In a few months you will have to make your choice. I know that when a party has been so long in power as the Republican party, many citizens may be moved by a desire for a change. In not a few cases it may be a desire for the sake of a change. While the impulse is natural, it should not be followed without calm discrimination. Prudent men will never fail to consider whether the only change possible bids fair to be a change for the better. It is true that parties are apt to degenerate by the long possession of power. The Republican party cannot expect to escape the common lot of humanity; but no candid observer will deny that within a late period the Republican party has shown signs rather of improvement than deterioration; and that it possesses the best share of the intelligence, virtue and patriotism of the country. In matters of most essential moment to the public welfare it can be safely better counted upon for efficient and faithful service, while its opponent opens only a prospect of uncertainty and confusion.

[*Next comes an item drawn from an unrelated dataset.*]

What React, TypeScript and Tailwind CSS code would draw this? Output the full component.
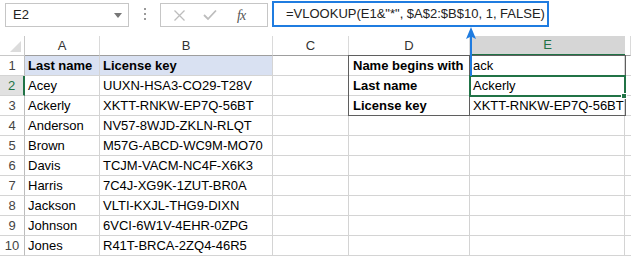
import React from 'react';

const cols = [
  { key: 'A', w: 75 },
  { key: 'B', w: 173 },
  { key: 'C', w: 76 },
  { key: 'D', w: 121 },
  { key: 'E', w: 155 },
  { key: 'F', w: 6 },
];

const people: [string, string][] = [
  ['Acey', 'UUXN-HSA3-CO29-T28V'],
  ['Ackerly', 'XKTT-RNKW-EP7Q-56BT'],
  ['Anderson', 'NV57-8WJD-ZKLN-RLQT'],
  ['Brown', 'M57G-ABCD-WC9M-MO70'],
  ['Davis', 'TCJM-VACM-NC4F-X6K3'],
  ['Harris', '7C4J-XG9K-1ZUT-BR0A'],
  ['Jackson', 'VLTI-KXJL-THG9-DIXN'],
  ['Johnson', '6VCI-6W1V-4EHR-0ZPG'],
  ['Jones', 'R41T-BRCA-2ZQ4-46R5'],
];

const lookup: Record<number, [string, string]> = {
  1: ['Name begins with', 'ack'],
  2: ['Last name', 'Ackerly'],
  3: ['License key', 'XKTT-RNKW-EP7Q-56BT'],
};

const Toolbar: React.FC = () => (
  <div className="flex items-start h-[36px] pt-[1px]">
    <div className="ml-[5px] mt-[2px] w-[124px] h-[24px] border border-[#c6c6c6] bg-white flex items-center justify-between pl-[7px] pr-[6px] text-[13px] text-[#222]">
      <span>E2</span>
      <span className="w-0 h-0 border-l-[4px] border-r-[4px] border-t-[5px] border-l-transparent border-r-transparent border-t-[#777]" />
    </div>
    <div className="w-[31px] h-[26px] flex flex-col items-center justify-center gap-[3px]">
      <span className="w-[2px] h-[2px] bg-[#9a9a9a]" />
      <span className="w-[2px] h-[2px] bg-[#9a9a9a]" />
      <span className="w-[2px] h-[2px] bg-[#9a9a9a]" />
    </div>
    <div className="mt-[2px] w-[108px] h-[24px] border border-[#c6c6c6] bg-white flex items-center pl-[12px] pr-[10px]">
      <svg width="13" height="13" viewBox="0 0 13 13" className="mr-[17px]">
        <path d="M1.5 1.5 L11.5 11.5 M11.5 1.5 L1.5 11.5" stroke="#bdbdbd" strokeWidth="1.3" />
      </svg>
      <svg width="14" height="12" viewBox="0 0 14 12" className="mr-[20px]">
        <path d="M1 6 L5 10 L13 1.5" stroke="#bdbdbd" strokeWidth="1.8" fill="none" />
      </svg>
      <span className="italic text-[14px] text-[#555] tracking-[-1px]" style={{ fontFamily: '"Liberation Serif", serif' }}>
        fx
      </span>
    </div>
    <div className="ml-[4px] w-[277px] h-[26px] border-2 border-[#1f7ce0] bg-white flex items-center pl-[12px] text-[13px] text-[#222]">
      =VLOOKUP(E1&amp;"*", $A$2:$B$10, 1, FALSE)
    </div>
  </div>
);

const HeaderRow: React.FC = () => (
  <div className="flex h-[20px]">
    <div className="w-[25px] shrink-0 border-r border-b border-[#c8c8c8] bg-white relative overflow-hidden">
      <svg className="absolute right-[3px] bottom-[3px]" width="11" height="11" viewBox="0 0 11 11">
        <path d="M11 0 L11 11 L0 11 Z" fill="#dcdcdc" />
      </svg>
    </div>
    {cols.map((c) =>
      c.key === 'E' ? (
        <div
          key={c.key}
          style={{ width: c.w }}
          className="shrink-0 bg-[#d6d6d6] border-b-2 border-[#217346] flex items-center justify-center text-[13px] text-[#217346]"
        >
          E
        </div>
      ) : (
        <div
          key={c.key}
          style={{ width: c.w }}
          className="shrink-0 bg-white border-r border-b border-[#dadada] border-b-[#9e9e9e] flex items-center justify-center text-[13px] text-[#333]"
        >
          {c.key === 'F' ? '' : c.key}
        </div>
      ),
    )}
  </div>
);

const Row: React.FC<{ n: number }> = ({ n }) => {
  const data = n === 1 ? ['Last name', 'License key'] : people[n - 2];
  const look = lookup[n];
  const bold = n === 1;
  const active = n === 2;
  return (
    <div className="flex h-[20px]">
      <div
        className={`w-[25px] shrink-0 border-b border-[#d4d4d4] flex items-center justify-center text-[13px] ${
          active ? 'bg-[#e1e1e1] border-r-2 border-r-[#217346] text-[#217346]' : 'bg-white border-r border-r-[#bdbdbd] text-[#444]'
        }`}
      >
        {n}
      </div>
      <div className={`w-[75px] shrink-0 border-r border-b border-[#d4d4d4] pl-[3px] pt-[1px] text-[13px] text-black leading-[18px] whitespace-nowrap ${bold ? 'font-bold bg-[#d9e1f2]' : 'bg-white'}`}>
        {data[0]}
      </div>
      <div className={`w-[173px] shrink-0 border-r border-b border-[#d4d4d4] pl-[3px] pt-[1px] text-[13px] text-black leading-[18px] whitespace-nowrap ${bold ? 'font-bold bg-[#d9e1f2]' : 'bg-white'}`}>
        {data[1]}
      </div>
      <div className="w-[76px] shrink-0 border-r border-b border-[#d4d4d4] bg-white" />
      <div className="w-[121px] shrink-0 border-r border-b border-[#d4d4d4] bg-white pl-[4px] pt-[1px] text-[13px] font-bold text-black leading-[18px] whitespace-nowrap">
        {look ? look[0] : ''}
      </div>
      <div className="w-[155px] shrink-0 border-r border-b border-[#d4d4d4] bg-white pl-[3px] pt-[1px] text-[13px] text-black leading-[18px] whitespace-nowrap">
        {look ? look[1] : ''}
      </div>
      <div className="w-[6px] shrink-0 border-b border-[#d4d4d4] bg-white" />
    </div>
  );
};

export default function App() {
  return (
    <div className="w-[631px] h-[257px] bg-white overflow-hidden relative" style={{ fontFamily: '"Liberation Sans", Arial, sans-serif' }}>
      <Toolbar />
      <HeaderRow />
      {Array.from({ length: 10 }, (_, i) => (
        <Row key={i} n={i + 1} />
      ))}

      {/* lookup table outline D1:E3 */}
      <div className="absolute left-[348px] top-[55px] w-[278px] h-[61px] border border-[#5f5f5f] pointer-events-none" />
      <div className="absolute left-[469px] top-[56px] w-px h-[60px] bg-[#5f5f5f] pointer-events-none" />

      {/* active cell E2 */}
      <div className="absolute left-[469px] top-[75px] w-[157px] h-[22px] border-2 border-[#217346] pointer-events-none" />
      <div className="absolute left-[621px] top-[93px] w-[6px] h-[6px] bg-[#217346] border border-white pointer-events-none" />

      {/* arrow from formula bar to E1 */}
      <svg className="absolute left-[463px] top-[26px] pointer-events-none" width="16" height="52" viewBox="0 0 16 52">
        <path d="M8 8 L8 50" stroke="#1f7ce0" strokeWidth="2" />
        <path d="M8 1 L13 13 L8 10.5 L3 13 Z" fill="#1f7ce0" />
      </svg>
    </div>
  );
}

The Democracy may in the course of time gain the confidence of the people; but that should be only when the repudiationists and the advocates of unsound money have ceased to be in its ranks so powerful and influential an element as seriously to threaten the great economic interests of the country; when by energetic and successful action in protecting the rights of the voter whether white or black, whether Republican or Democratic in all parts of the country, and by the suppression of fraud at the ballot-box through a healthy and irresistible power of public opinion within itself, it will have won the right to appear in its platforms as the protector of the freedom and purity of elections, and when it will find it no longer necessary to discard the ablest of its statesmen and to put a general of the Army, who has never been anything but a soldier, in nomination for the Presidency, to make for itself a certificate of loyalty to the settlements of the great conflict of the past.

And for all these reasons, in my opinion, the interests of the Republic demand the election of James A. Garfield to the Presidency of the United States.

  1. Speech at Indianapolis, Ind., July 20, 1880.